▶ Information given:
+++

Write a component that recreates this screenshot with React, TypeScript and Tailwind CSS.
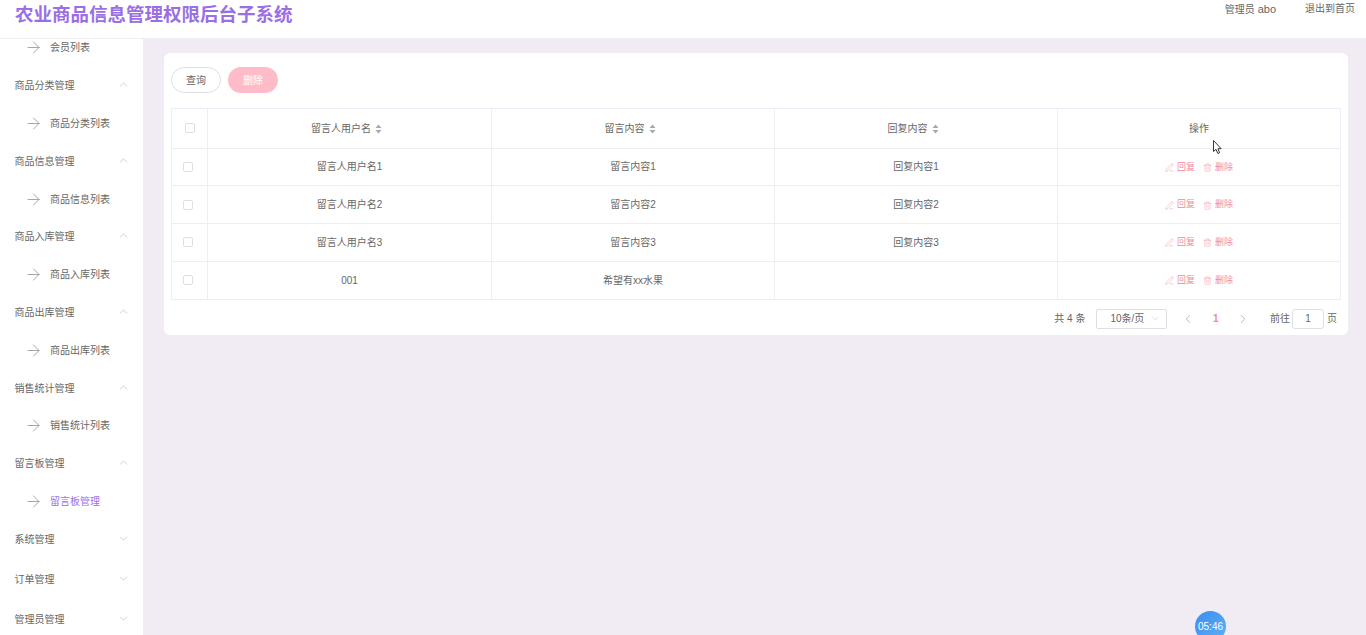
import React from "react";
import { ArrowRight, ChevronUp, ChevronDown, ChevronLeft, ChevronRight, PenLine, Trash2 } from "lucide-react";

type Group = { title: string; child?: string; active?: boolean };

const groups: Group[] = [
	{ title: "商品分类管理", child: "商品分类列表" },
	{ title: "商品信息管理", child: "商品信息列表" },
	{ title: "商品入库管理", child: "商品入库列表" },
	{ title: "商品出库管理", child: "商品出库列表" },
	{ title: "销售统计管理", child: "销售统计列表" },
	{ title: "留言板管理", child: "留言板管理", active: true },
	{ title: "系统管理" },
	{ title: "订单管理" },
	{ title: "管理员管理" },
];

const rows = [
	["留言人用户名1", "留言内容1", "回复内容1"],
	["留言人用户名2", "留言内容2", "回复内容2"],
	["留言人用户名3", "留言内容3", "回复内容3"],
	["001", "希望有xx水果", ""],
];

function SubItem({ label, active }: { label: string; active?: boolean }) {
	return (
		<div className="flex h-[37.8px] items-center pl-[24px]">
			<ArrowRight size={19} strokeWidth={1} className="text-[#8f8f8f]" />
			<span className={"ml-[7px] " + (active ? "text-[#9a6fe6]" : "text-[#666]")}>{label}</span>
		</div>
	);
}

function Sidebar() {
	return (
		<aside className="w-[143px] shrink-0 overflow-hidden bg-white text-[10px]">
			<div className="-mt-[10px]">
				<SubItem label="会员列表" />
				{groups.map((g) => (
					<div key={g.title}>
						<div className={"flex items-center justify-between pl-[14.5px] pr-[13px] text-[#666] " + (g.child ? "h-[37.8px]" : "h-[40px] pb-[2px]")}>
							<span>{g.title}</span>
							{g.child ? (
								<ChevronUp size={13} strokeWidth={1} className="-mt-[2px] text-[#aaa]" />
							) : (
								<ChevronDown size={13} strokeWidth={1} className="-mt-[2px] text-[#aaa]" />
							)}
						</div>
						{g.child && <SubItem label={g.child} active={g.active} />}
					</div>
				))}
			</div>
		</aside>
	);
}

function SortCaret() {
	return (
		<svg width="7" height="10" viewBox="0 0 7 10" className="mr-[6px] ml-[4px] inline-block text-[#a8a8a8]">
			<path d="M3.5 0.5 L6.5 4 H0.5 Z M3.5 9.5 L0.5 6 H6.5 Z" fill="currentColor" />
		</svg>
	);
}

function Checkbox({ shift }: { shift?: boolean }) {
	return <span className={"mx-auto block h-[10px] w-[10px] rounded-[2px] border border-[#dcdfe6] bg-white " + (shift ? "-translate-x-[2px]" : "")} />;
}

function Table() {
	const cell = "border-r border-b border-[#ebeef5] text-center";
	return (
		<table className="w-[1169px] table-fixed border-collapse border-t border-l border-[#ebeef5] text-[10px] text-[#666]">
			<colgroup>
				<col className="w-[36px]" />
				<col className="w-[284px]" />
				<col className="w-[283px]" />
				<col className="w-[283px]" />
				<col className="w-[283px]" />
			</colgroup>
			<thead>
				<tr className="h-[39.5px]">
					<th className={cell + " font-normal"}><Checkbox /></th>
					<th className={cell + " font-normal"}>留言人用户名<SortCaret /></th>
					<th className={cell + " font-normal"}>留言内容<SortCaret /></th>
					<th className={cell + " font-normal"}>回复内容<SortCaret /></th>
					<th className={cell + " font-normal"}>操作</th>
				</tr>
			</thead>
			<tbody>
				{rows.map((r, i) => (
					<tr key={i} className="h-[37.75px]">
						<td className={cell}><Checkbox shift /></td>
						<td className={cell}>{r[0]}</td>
						<td className={cell}>{r[1]}</td>
						<td className={cell}>{r[2]}</td>
						<td className={cell}>
							<div className="flex items-center justify-center pt-[1px] text-[9px] text-[#f28b9b]">
								<PenLine size={9} strokeWidth={1.2} />
								<span className="ml-[3px]">回复</span>
								<Trash2 size={9} strokeWidth={1.2} className="ml-[8px]" />
								<span className="ml-[3px]">删除</span>
							</div>
						</td>
					</tr>
				))}
			</tbody>
		</table>
	);
}

function Pagination() {
	return (
		<div className="flex h-[35.5px] items-center justify-end pt-[3px] pr-[4px] text-[10px] text-[#666]">
			<span>共 4 条</span>
			<div className="ml-[11px] flex h-[20px] w-[71px] items-center justify-between rounded-[2px] border border-[#dcdfe6] pl-[13px] pr-[5px]">
				<span>10条/页</span>
				<ChevronDown size={11} strokeWidth={1} className="text-[#bbb]" />
			</div>
			<ChevronLeft size={14} strokeWidth={1.2} className="ml-[14px] text-[#999]" />
			<span className="ml-[17.5px] font-bold text-[#f28b9b]">1</span>
			<ChevronRight size={14} strokeWidth={1.2} className="ml-[17.5px] text-[#999]" />
			<span className="ml-[20px]">前往</span>
			<div className="ml-[2px] flex h-[20px] w-[32px] items-center justify-center rounded-[3px] border border-[#dcdfe6]">1</div>
			<span className="ml-[3px]">页</span>
		</div>
	);
}

export default function App() {
	return (
		<div className="flex h-screen flex-col overflow-hidden bg-[#f1ecf4] font-['Liberation_Sans','Noto_Sans_CJK_SC',sans-serif]">
			<header className="flex h-[39px] shrink-0 justify-between border-b border-[#f0eef2] bg-white pl-[15px] pr-[11px]">
				<h1 className="text-[18.5px] leading-[30px] font-bold text-[#9a6fe6]">农业商品信息管理权限后台子系统</h1>
				<div className="flex gap-[29px] pt-[1px] text-[10px] leading-[16px] text-[#666]">
					<span>管理员 <span className="text-[11px]">abo</span></span>
					<span>退出到首页</span>
				</div>
			</header>
			<div className="flex min-h-0 flex-1">
				<Sidebar />
				<main className="flex-1 pt-[14px] pl-[21px] pr-[18px]">
					<section className="rounded-[6px] bg-white px-[7px] pt-[14px]">
						<div className="mb-[15px] flex gap-[7px] text-[10px]">
							<button className="h-[26px] w-[50px] rounded-full border border-[#dcdfe6] bg-white text-[#666]">查询</button>
							<button className="h-[26px] w-[50px] rounded-full bg-[#ffbcc8] text-white">删除</button>
						</div>
						<Table />
						<Pagination />
					</section>
				</main>
			</div>
			{/* screen recorder timer */}
			<div className="absolute top-[611px] left-[1195px] flex h-[31px] w-[31px] items-start justify-center rounded-full bg-linear-to-br from-[#3d8bf0] to-[#5cb2f6] pt-[7px] text-[10px] leading-[17px] text-white shadow-[0_0_0_1px_#e3f0fc]">
				05:46
			</div>
			<svg className="absolute top-[140px] left-[1213px]" width="10" height="15" viewBox="0 0 10 15">
				<path d="M0.5 0.5 V11.5 L3 9.3 L4.8 13.5 L6.6 12.7 L4.9 8.7 H8.2 Z" fill="#fff" stroke="#222" strokeWidth="0.9" />
			</svg>
		</div>
	);
}
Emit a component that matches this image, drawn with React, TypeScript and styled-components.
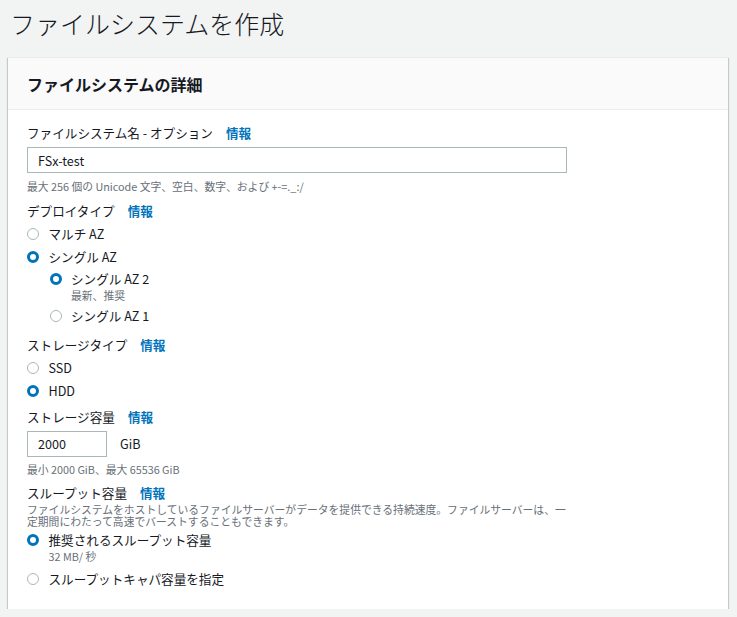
import React from "react";
import styled, { createGlobalStyle, css } from "styled-components";

const GlobalStyle = createGlobalStyle`
  html, body { margin: 0; padding: 0; }
  body {
    background: #f2f3f3;
    color: #16191f;
    font-family: "Noto Sans CJK JP", "Noto Sans", sans-serif;
    -webkit-font-smoothing: antialiased;
  }
  * { box-sizing: border-box; }
`;

const Page = styled.div`
  padding: 0 9px 0 8px;
`;

const Title = styled.h1`
  margin: 0;
  padding: 6px 0 0 2px;
  font-size: 25px;
  line-height: 34px;
  font-weight: 300;
  color: #16191f;
`;

const Card = styled.section`
  margin-top: 17px;
  background: #ffffff;
  border-top: 1px solid #eaeded;
  box-shadow: 0 1px 1px 0 rgba(0, 28, 36, 0.3), 1px 1px 1px 0 rgba(0, 28, 36, 0.15),
    -1px 1px 1px 0 rgba(0, 28, 36, 0.15);
`;

const CardHeader = styled.header`
  height: 52px;
  display: flex;
  align-items: center;
  padding: 0 19px;
  background: #fafafa;
  border-bottom: 1px solid #eaeded;
`;

const CardTitle = styled.h2`
  margin: 0;
  font-size: 16px;
  line-height: 22px;
  font-weight: 700;
`;

const CardBody = styled.div`
  padding: 14px 19px 21px;
`;

const Form = styled.div`
  width: 540px;
  display: flex;
  flex-direction: column;
  gap: 8px;
`;

const Field = styled.div<{ $extraBottom?: number }>`
  display: flex;
  flex-direction: column;
  margin-bottom: ${(p) => p.$extraBottom ?? 0}px;
`;

const LabelRow = styled.div`
  display: flex;
  align-items: center;
  gap: 13px;
  font-size: 12.6px;
  line-height: 18px;
`;

const InfoLink = styled.a`
  color: #0073bb;
  font-weight: 700;
  text-decoration: none;
  font-size: 12.6px;
`;

const TextInput = styled.input<{ $width?: number }>`
  display: block;
  height: 26px;
  width: ${(p) => (p.$width ? `${p.$width}px` : "100%")};
  border: 1px solid #aab7b8;
  border-radius: 0;
  padding: 0 10px;
  font-family: inherit;
  font-size: 12.6px;
  color: #16191f;
  background: #fff;
  outline: none;
`;

const InputRow = styled.div`
  margin-top: 5px;
  display: flex;
  align-items: center;
  gap: 13px;
  font-size: 12.6px;
`;

const Hint = styled.div<{ $top?: number; $lh?: number }>`
  margin-top: ${(p) => p.$top ?? 6}px;
  font-size: 10.8px;
  line-height: ${(p) => p.$lh ?? 14}px;
  color: #687078;
`;

const RadioGroup = styled.div<{ $indent?: number; $gap?: number; $top?: number }>`
  display: flex;
  flex-direction: column;
  gap: ${(p) => p.$gap ?? 4.5}px;
  margin-top: ${(p) => p.$top ?? 5}px;
  margin-left: ${(p) => p.$indent ?? 0}px;
`;

const Option = styled.div`
  display: flex;
  flex-direction: column;
`;

const OptionRow = styled.label`
  display: grid;
  grid-template-columns: 12px 1fr;
  column-gap: 9.5px;
  align-items: start;
  cursor: pointer;
`;

const Circle = styled.span<{ $checked?: boolean }>`
  width: 12px;
  height: 12px;
  margin-top: 3px;
  border-radius: 50%;
  background: #fff;
  ${(p) =>
    p.$checked
      ? css`
          border: 3.6px solid #0073bb;
        `
      : css`
          border: 1px solid #aab7b8;
        `}
`;

const OptionText = styled.div`
  display: flex;
  flex-direction: column;
`;

const OptionTitle = styled.span`
  font-size: 12.6px;
  line-height: 18px;
`;

const OptionDesc = styled.span`
  font-size: 10.8px;
  line-height: 14px;
  color: #687078;
`;

type RadioProps = {
  checked?: boolean;
  title: string;
  desc?: string;
  children?: React.ReactNode;
};

const Radio = ({ checked, title, desc, children }: RadioProps) => (
  <Option>
    <OptionRow>
      <Circle $checked={checked} />
      <OptionText>
        <OptionTitle>{title}</OptionTitle>
        {desc && <OptionDesc>{desc}</OptionDesc>}
      </OptionText>
    </OptionRow>
    {children}
  </Option>
);

const Label = ({ text }: { text: string }) => (
  <LabelRow>
    <span>{text}</span>
    <InfoLink href="#">情報</InfoLink>
  </LabelRow>
);

export default function App() {
  return (
    <>
      <GlobalStyle />
      <Page>
        <Title>ファイルシステムを作成</Title>
        <Card>
          <CardHeader>
            <CardTitle>ファイルシステムの詳細</CardTitle>
          </CardHeader>
          <CardBody>
            <Form>
              <Field $extraBottom={1}>
                <Label text="ファイルシステム名 - オプション" />
                <InputRow>
                  <TextInput defaultValue="FSx-test" />
                </InputRow>
                <Hint>最大 256 個の Unicode 文字、空白、数字、および +-=._:/</Hint>
              </Field>

              <Field $extraBottom={3}>
                <Label text="デプロイタイプ" />
                <RadioGroup>
                  <Radio title="マルチ AZ" />
                  <Radio checked title="シングル AZ">
                    <RadioGroup $indent={22.5} $top={4.5}>
                      <Radio checked title="シングル AZ 2" desc="最新、推奨" />
                      <Radio title="シングル AZ 1" />
                    </RadioGroup>
                  </Radio>
                </RadioGroup>
              </Field>

              <Field>
                <Label text="ストレージタイプ" />
                <RadioGroup $gap={5}>
                  <Radio title="SSD" />
                  <Radio checked title="HDD" />
                </RadioGroup>
              </Field>

              <Field>
                <Label text="ストレージ容量" />
                <InputRow>
                  <TextInput $width={80} defaultValue="2000" />
                  <span>GiB</span>
                </InputRow>
                <Hint $top={5}>最小 2000 GiB、最大 65536 GiB</Hint>
              </Field>

              <Field>
                <Label text="スループット容量" />
                <Hint $top={1} $lh={12}>
                  ファイルシステムをホストしているファイルサーバーがデータを提供できる持続速度。ファイルサーバーは、一定期間にわたって高速でバーストすることもできます。
                </Hint>
                <RadioGroup $gap={7} $top={4.5}>
                  <Radio checked title="推奨されるスループット容量" desc="32 MB/ 秒" />
                  <Radio title="スループットキャパ容量を指定" />
                </RadioGroup>
              </Field>
            </Form>
          </CardBody>
        </Card>
      </Page>
    </>
  );
}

+++

▶ Stated problem: Return nothing but the lines running from the start of the data to the line with "string; child?: string;", please, both ends included and no pictures.

▶ Output below:
Write a component that recreates this screenshot with React, TypeScript and Tailwind CSS.
import React from "react";
import { ArrowRight, ChevronUp, ChevronDown, ChevronLeft, ChevronRight, PenLine, Trash2 } from "lucide-react";

type Group = { title: string; child?: string; active?: boolean };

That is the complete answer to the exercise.